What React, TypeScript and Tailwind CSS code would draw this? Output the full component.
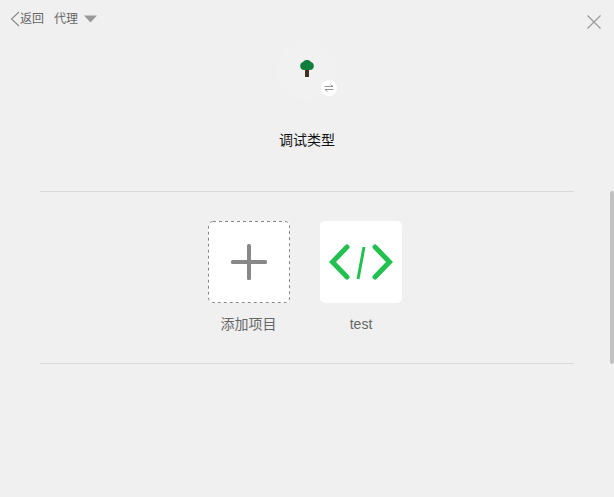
export default function App() {
  return (
    <div className="relative h-[497px] w-full overflow-hidden bg-[#f0f0f0] font-['Liberation_Sans','Noto_Sans_CJK_SC',sans-serif] text-[#666]">
      <div className="flex h-[38px] items-center pl-[10px] text-[12px] leading-none">
        <svg width="10" height="16" viewBox="0 0 10 16" fill="none" stroke="#888" strokeWidth="1.1">
          <path d="M9 1 L1.5 8 L9 15" />
        </svg>
        <span>返回</span>
        <span className="ml-[10px]">代理</span>
        <svg className="ml-[6px]" width="13" height="8" viewBox="0 0 13 8">
          <path d="M0 0.5 H13 L6.5 7.5 Z" fill="#999" />
        </svg>
      </div>

      <div className="mt-[2px] flex flex-col items-center">
        <div className="relative flex h-[60px] w-[60px] justify-center rounded-full bg-[#f1f1f1] pt-[20px]">
          <svg width="14" height="17" viewBox="0 0 14 17">
            <rect x="5" y="9" width="4" height="8" fill="#3f3222" />
            <path d="M0.2 6 C0.2 3.5 1.5 2.5 3 2 C4 0.6 5.5 0 7 0 C8.5 0 10 0.6 11 2 C12.5 2.5 13.8 3.5 13.8 6 C13.8 8.5 12 10 10 10 H4 C2 10 0.2 8.5 0.2 6 Z" fill="#0f7d3c" />
          </svg>
          <div className="absolute left-[44px] top-[40px] flex h-4 w-4 items-center justify-center rounded-full bg-white">
            <svg width="10" height="8" viewBox="0 0 10 8" fill="none" stroke="#888" strokeWidth="0.9">
              <path d="M0.5 2.5 H9 M6.5 0.5 L9 2.5 M9.5 5.5 H1 M3.5 7.5 L1 5.5" />
            </svg>
          </div>
        </div>
        <div className="mt-[30px] text-[14px] leading-[20px] text-[#111]">调试类型</div>
      </div>

      <div className="mx-10 mt-[41px] border-y border-[#d9d9d9] pb-[29px] pt-[29px]">
        <div className="flex justify-center gap-[30px] pr-[5px]">
          <div className="flex w-[82px] flex-col items-center">
            <div className="relative flex h-[82px] w-[82px] items-center justify-center rounded-[5px] bg-white">
              <svg className="absolute inset-0" width="82" height="82" viewBox="0 0 82 82" fill="none">
                <rect x="0.5" y="0.5" width="81" height="81" rx="4.5" stroke="#888" strokeWidth="1" strokeDasharray="3 3" />
              </svg>
              <svg width="38" height="38" viewBox="0 0 38 38" fill="#888">
                <rect x="17" y="1" width="4" height="36" rx="1.5" />
                <rect x="1" y="17" width="36" height="4" rx="1.5" />
              </svg>
            </div>
            <div className="mt-[11px] whitespace-nowrap text-[14px] leading-[20px]">添加项目</div>
          </div>
          <div className="flex w-[82px] flex-col items-center">
            <div className="flex h-[82px] w-[82px] items-center justify-center rounded-[5px] bg-white">
              <svg width="66" height="38" viewBox="0 0 66 38" fill="none" stroke="#22c04f" strokeLinecap="round">
                <path d="M19 4 L4.5 19 L19 34" strokeWidth="5" />
                <path d="M47 4 L61.5 19 L47 34" strokeWidth="5" />
                <path d="M36 4 L30 36" strokeWidth="3" strokeLinecap="butt" />
              </svg>
            </div>
            <div className="mt-[11px] pl-[1px] text-[14px] leading-[20px]">test</div>
          </div>
        </div>
      </div>

      <svg className="absolute left-[587px] top-[15px]" width="14" height="14" viewBox="0 0 14 14" fill="none" stroke="#999" strokeWidth="1.2">
        <path d="M0.5 0.5 L13.5 13.5 M13.5 0.5 L0.5 13.5" />
      </svg>
      <div className="absolute right-0 top-[191px] h-[173px] w-[4px] rounded-[2px] bg-[#c1c1c1]" />
    </div>
  );
}
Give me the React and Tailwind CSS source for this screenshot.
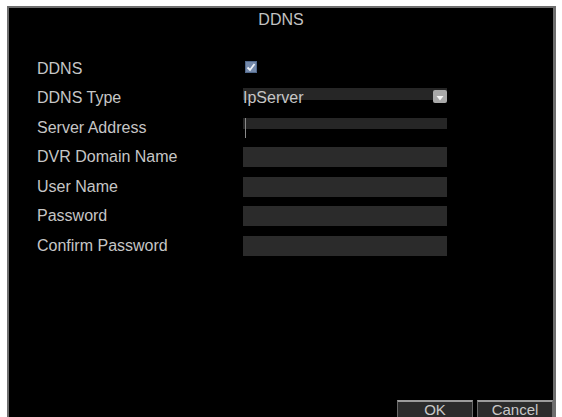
----------
What you will do: Can you repeat every record above exactly, apart from the pictures?

Expected answer:
What React, TypeScript and Tailwind CSS code would draw this? Output the full component.
export default function App() {
  return (
    <div className="relative h-[497px] w-full overflow-hidden bg-[#f0f0f0] font-['Liberation_Sans','Noto_Sans_CJK_SC',sans-serif] text-[#666]">
      <div className="flex h-[38px] items-center pl-[10px] text-[12px] leading-none">
        <svg width="10" height="16" viewBox="0 0 10 16" fill="none" stroke="#888" strokeWidth="1.1">
          <path d="M9 1 L1.5 8 L9 15" />
        </svg>
        <span>返回</span>
        <span className="ml-[10px]">代理</span>
        <svg className="ml-[6px]" width="13" height="8" viewBox="0 0 13 8">
          <path d="M0 0.5 H13 L6.5 7.5 Z" fill="#999" />
        </svg>
      </div>

      <div className="mt-[2px] flex flex-col items-center">
        <div className="relative flex h-[60px] w-[60px] justify-center rounded-full bg-[#f1f1f1] pt-[20px]">
          <svg width="14" height="17" viewBox="0 0 14 17">
            <rect x="5" y="9" width="4" height="8" fill="#3f3222" />
            <path d="M0.2 6 C0.2 3.5 1.5 2.5 3 2 C4 0.6 5.5 0 7 0 C8.5 0 10 0.6 11 2 C12.5 2.5 13.8 3.5 13.8 6 C13.8 8.5 12 10 10 10 H4 C2 10 0.2 8.5 0.2 6 Z" fill="#0f7d3c" />
          </svg>
          <div className="absolute left-[44px] top-[40px] flex h-4 w-4 items-center justify-center rounded-full bg-white">
            <svg width="10" height="8" viewBox="0 0 10 8" fill="none" stroke="#888" strokeWidth="0.9">
              <path d="M0.5 2.5 H9 M6.5 0.5 L9 2.5 M9.5 5.5 H1 M3.5 7.5 L1 5.5" />
            </svg>
          </div>
        </div>
        <div className="mt-[30px] text-[14px] leading-[20px] text-[#111]">调试类型</div>
      </div>

      <div className="mx-10 mt-[41px] border-y border-[#d9d9d9] pb-[29px] pt-[29px]">
        <div className="flex justify-center gap-[30px] pr-[5px]">
          <div className="flex w-[82px] flex-col items-center">
            <div className="relative flex h-[82px] w-[82px] items-center justify-center rounded-[5px] bg-white">
              <svg className="absolute inset-0" width="82" height="82" viewBox="0 0 82 82" fill="none">
                <rect x="0.5" y="0.5" width="81" height="81" rx="4.5" stroke="#888" strokeWidth="1" strokeDasharray="3 3" />
              </svg>
              <svg width="38" height="38" viewBox="0 0 38 38" fill="#888">
                <rect x="17" y="1" width="4" height="36" rx="1.5" />
                <rect x="1" y="17" width="36" height="4" rx="1.5" />
              </svg>
            </div>
            <div className="mt-[11px] whitespace-nowrap text-[14px] leading-[20px]">添加项目</div>
          </div>
          <div className="flex w-[82px] flex-col items-center">
            <div className="flex h-[82px] w-[82px] items-center justify-center rounded-[5px] bg-white">
              <svg width="66" height="38" viewBox="0 0 66 38" fill="none" stroke="#22c04f" strokeLinecap="round">
                <path d="M19 4 L4.5 19 L19 34" strokeWidth="5" />
                <path d="M47 4 L61.5 19 L47 34" strokeWidth="5" />
                <path d="M36 4 L30 36" strokeWidth="3" strokeLinecap="butt" />
              </svg>
            </div>
            <div className="mt-[11px] pl-[1px] text-[14px] leading-[20px]">test</div>
          </div>
        </div>
      </div>

      <svg className="absolute left-[587px] top-[15px]" width="14" height="14" viewBox="0 0 14 14" fill="none" stroke="#999" strokeWidth="1.2">
        <path d="M0.5 0.5 L13.5 13.5 M13.5 0.5 L0.5 13.5" />
      </svg>
      <div className="absolute right-0 top-[191px] h-[173px] w-[4px] rounded-[2px] bg-[#c1c1c1]" />
    </div>
  );
}
Give me the React and Tailwind CSS source for this screenshot.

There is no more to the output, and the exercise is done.